Gandhi accepted socialism as a part of his programme to do away with social and economic inequalities. Gandhian socialism, however, is in a class by itself. It did not arise as a result of his studies of the writings of Karl Marx and others, nor was it derived from the horrors of capitalism, nor was it an outcome of his reactions against the prevailing faulty socio-economic setup, as was the case with Saint Simon, Owen, Fourier, etc. Socialism to Gandhi was a religion wherein “the Prince and the peasants, the wealthy and the poor, the employer and the employee, are all on the same level”. In terms of religion, there is no duality in socialism.
In order to understand Gandhi’s Sarvodaya or as, some people have inadequately described it, “Gandhian Socialism”, it is necessary to state certain basic convictions that he held on the property and economic equality. Speaking in London on September 22, 1931, Gandhi said, “possession seems to me to be a crime. I can only possess certain things when I know that others, who also want to possess similar things, are able to do so”. Gandhi equated private property in excess of the basic needs of human existence with exploitation, and it was this distrust of private property that made him proclaim several times that he was a socialist and a communist, though he was also quick to repudiate the other aspects of these creeds. Gandhi also proclaimed his profound belief in the rightness of economic equality. He made a sharp distinction between contribution and retention, and said, “economic equality of my conception does not mean that everyone would literally have the same amount. It simply means that everybody should have enough for his or her needs”. The real meaning of economic equality is “to each according to his need”.
He shared with the Marxists their belief in the inevitability of the end of capitalism and agreed that socialism was the coming social order, but he did not accept their thesis that class war and violence were the only possible mid-wives of fundamental social change. Nor did he believe that such a change could be permanent if brought about by violence. For bringing about an enduring change, Gandhi believed that use had to be made of education, persuasion, love and non-violence. Declaring that “socialism is as pure as crystal”, and, therefore, needed crystal-like means to achieve it, he asserted that truth and Ahimsa must be incarnated in socialism and proclaimed his faith thus “This I do say fearlessly and firmly, that every worthy object can be achieved by the use of Satyagraha. It is the highest and infallible means, the greatest force. Socialism will not be reached by any other means”.
For Gandhi socialism was not limited by class constraints. He believed in a classless society but did not think that this involved the destruction of the individuals who constituted the propertied classes. He was not prepared to identify capitalism with capitalists nor agrarian exploitation with landlords. He was a believer in the essential unity of man. For him, “all human activities, whether political or economic, social or religious, had to be guided by the ultimate vision of God, and this could be secured only by the service of all”. “I am a part and parcel of the whole”, he declared “and I cannot find him apart from the rest of humanity”.
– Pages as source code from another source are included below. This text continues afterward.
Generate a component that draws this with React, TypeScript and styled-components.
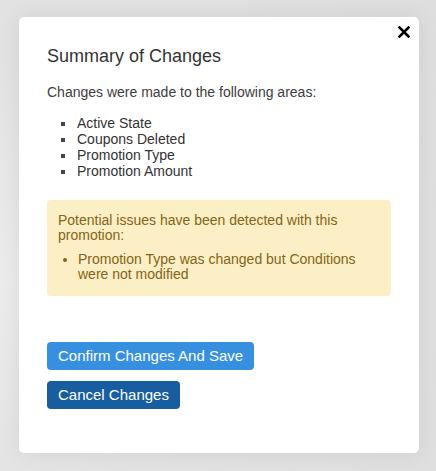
import React from "react";
import styled, { createGlobalStyle } from "styled-components";

const GlobalStyle = createGlobalStyle`
  html, body {
    margin: 0;
    padding: 0;
    background: #e4e4e4;
  }
  body {
    font-family: "Liberation Sans", Arial, sans-serif;
  }
`;

const Backdrop = styled.div`
  width: 436px;
  height: 471px;
  box-sizing: border-box;
  padding: 17px 17px 18px 19px;
  background: radial-gradient(circle at 0% 60%, #ececec 0%, #e3e3e3 40%, #dedede 100%);
  overflow: hidden;
`;

const Modal = styled.div`
  position: relative;
  width: 400px;
  height: 436px;
  box-sizing: border-box;
  padding: 28px 28px 0 28px;
  background: #ffffff;
  border-radius: 5px;
  box-shadow: 0 0 22px rgba(0, 0, 0, 0.08);
`;

const CloseButton = styled.button`
  position: absolute;
  top: 9px;
  right: 9px;
  width: 12px;
  height: 12px;
  padding: 0;
  border: none;
  background: transparent;
  cursor: pointer;
  display: flex;
`;

const Title = styled.h2`
  margin: 0;
  font-size: 18px;
  line-height: 22px;
  font-weight: normal;
  color: #333333;
`;

const Intro = styled.p`
  margin: 17px 0 0;
  font-size: 14px;
  line-height: 16px;
  color: #3d3d3d;
`;

const AreaList = styled.ul`
  margin: 15px 0 0;
  padding-left: 30px;
  list-style: none;
  font-size: 14px;
  line-height: 16px;
  color: #333333;
`;

const AreaItem = styled.li`
  position: relative;

  &::before {
    content: "";
    position: absolute;
    left: -16px;
    top: 7px;
    width: 4px;
    height: 4px;
    background: #444444;
  }
`;

const Warning = styled.div`
  margin-top: 21px;
  padding: 13px 11px 14px;
  background: #fcefc5;
  border-radius: 4px;
  font-size: 14px;
  line-height: 15px;
  color: #846418;
`;

const WarningText = styled.p`
  margin: 0;
`;

const WarningList = styled.ul`
  margin: 9px 0 0;
  padding-left: 20px;
  list-style: disc;
`;

const Actions = styled.div`
  margin-top: 46px;
  display: flex;
  flex-direction: column;
  align-items: flex-start;
  gap: 11px;
`;

const Button = styled.button<{ $tone: "primary" | "dark" }>`
  height: 28px;
  padding: 0 11px;
  border: none;
  border-radius: 4px;
  font-family: "Liberation Sans", Arial, sans-serif;
  font-size: 15px;
  line-height: 28px;
  color: #ffffff;
  cursor: pointer;
  background: ${(p) => (p.$tone === "primary" ? "#3790df" : "#175da0")};
`;

const areas = ["Active State", "Coupons Deleted", "Promotion Type", "Promotion Amount"];

export default function App() {
  return (
    <>
      <GlobalStyle />
      <Backdrop>
        <Modal>
          <CloseButton aria-label="Close">
            <svg width="12" height="12" viewBox="0 0 12 12">
              <path d="M1.5 1.5 L10.5 10.5 M10.5 1.5 L1.5 10.5" stroke="#000" strokeWidth="2.6" strokeLinecap="square" />
            </svg>
          </CloseButton>
          <Title>Summary of Changes</Title>
          <Intro>Changes were made to the following areas:</Intro>
          <AreaList>
            {areas.map((a) => (
              <AreaItem key={a}>{a}</AreaItem>
            ))}
          </AreaList>
          <Warning>
            <WarningText>Potential issues have been detected with this promotion:</WarningText>
            <WarningList>
              <li>Promotion Type was changed but Conditions were not modified</li>
            </WarningList>
          </Warning>
          <Actions>
            <Button $tone="primary">Confirm Changes And Save</Button>
            <Button $tone="dark">Cancel Changes</Button>
          </Actions>
        </Modal>
      </Backdrop>
    </>
  );
}
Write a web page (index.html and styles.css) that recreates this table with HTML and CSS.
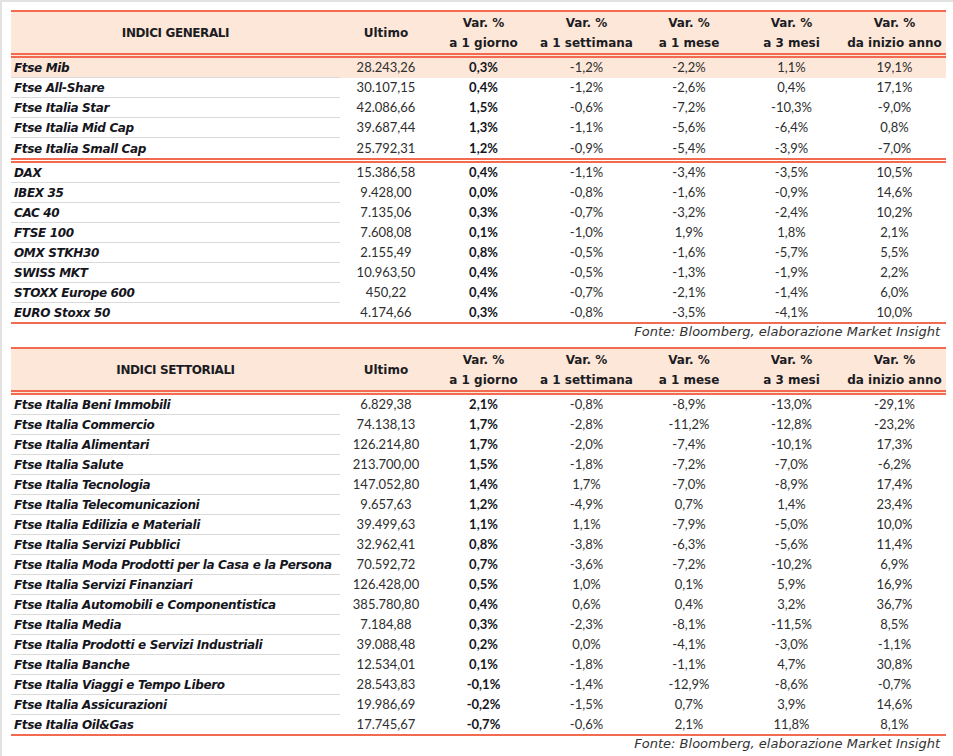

Gandhi believed that it was possible through non-violence to transform the existing relationship between the classes and the masses into something healthier and purer and he could not subscribe to any social order, however good it was in other respect, that did not conform to his fundamental conviction in Truth and Non-Violence. In the Gandhian dictionary, it is impossible to distinguish between means and ends, and therefore, Gandhi’s conception of socialism was basically different from that associated with communism or scientific socialism or the Russian or the Chinese experiment. The Gandhian alternative is Sarvodaya, a classless society based on the destruction of the class but not on the destruction of the individual who constitutes the classes.
Gandhi also claimed for his socialism of Sarvodaya and Trusteeship the ability to survive on a self-sustaining and permanent basis which, he held, was not possible in the case of the socialism or communism of the Marxist conception. This was not only because the latter used violence as its means and according to Gandhi, nothing secured by violence could survive on a permanent basis, but also because socialism through violence only destroyed possession but did not destroy possessiveness.